PROBLEM TO WORK ON: Every line of the data that contains the string "React" must be copied.

INFORMATION PROVIDED:
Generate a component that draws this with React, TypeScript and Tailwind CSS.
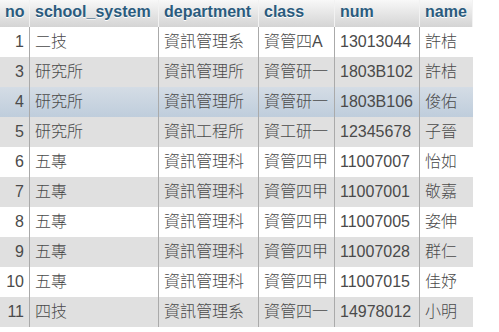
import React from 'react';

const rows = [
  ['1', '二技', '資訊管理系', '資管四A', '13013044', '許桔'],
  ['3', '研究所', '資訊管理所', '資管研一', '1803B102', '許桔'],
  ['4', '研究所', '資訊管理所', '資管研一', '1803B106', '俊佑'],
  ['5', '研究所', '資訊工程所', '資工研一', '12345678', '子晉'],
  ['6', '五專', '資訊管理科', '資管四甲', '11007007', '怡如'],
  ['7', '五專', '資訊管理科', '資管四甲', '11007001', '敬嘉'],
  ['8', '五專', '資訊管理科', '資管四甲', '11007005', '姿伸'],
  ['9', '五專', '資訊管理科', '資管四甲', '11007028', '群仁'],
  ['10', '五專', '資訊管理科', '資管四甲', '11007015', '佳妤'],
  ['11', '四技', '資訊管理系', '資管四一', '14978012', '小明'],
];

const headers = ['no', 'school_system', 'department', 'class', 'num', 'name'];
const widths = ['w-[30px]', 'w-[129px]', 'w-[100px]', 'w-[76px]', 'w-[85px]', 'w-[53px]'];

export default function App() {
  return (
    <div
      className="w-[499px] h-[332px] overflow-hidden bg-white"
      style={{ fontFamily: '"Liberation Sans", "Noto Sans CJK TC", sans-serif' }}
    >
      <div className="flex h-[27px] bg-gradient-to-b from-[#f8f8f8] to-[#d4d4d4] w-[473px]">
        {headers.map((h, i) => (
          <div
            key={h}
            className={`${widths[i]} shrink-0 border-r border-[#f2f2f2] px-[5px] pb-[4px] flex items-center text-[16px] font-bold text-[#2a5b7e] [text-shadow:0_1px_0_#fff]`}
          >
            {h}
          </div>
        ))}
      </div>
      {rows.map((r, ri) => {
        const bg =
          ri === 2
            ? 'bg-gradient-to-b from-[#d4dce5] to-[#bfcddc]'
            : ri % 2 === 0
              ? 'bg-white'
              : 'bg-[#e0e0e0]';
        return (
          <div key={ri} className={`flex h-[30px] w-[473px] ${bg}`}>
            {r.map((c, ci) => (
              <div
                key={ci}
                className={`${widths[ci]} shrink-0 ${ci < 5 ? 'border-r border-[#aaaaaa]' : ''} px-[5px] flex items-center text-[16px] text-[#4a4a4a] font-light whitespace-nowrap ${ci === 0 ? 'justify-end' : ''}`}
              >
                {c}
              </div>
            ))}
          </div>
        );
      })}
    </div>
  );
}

FINISHED ANSWER:
Generate a component that draws this with React, TypeScript and Tailwind CSS.
import React from 'react';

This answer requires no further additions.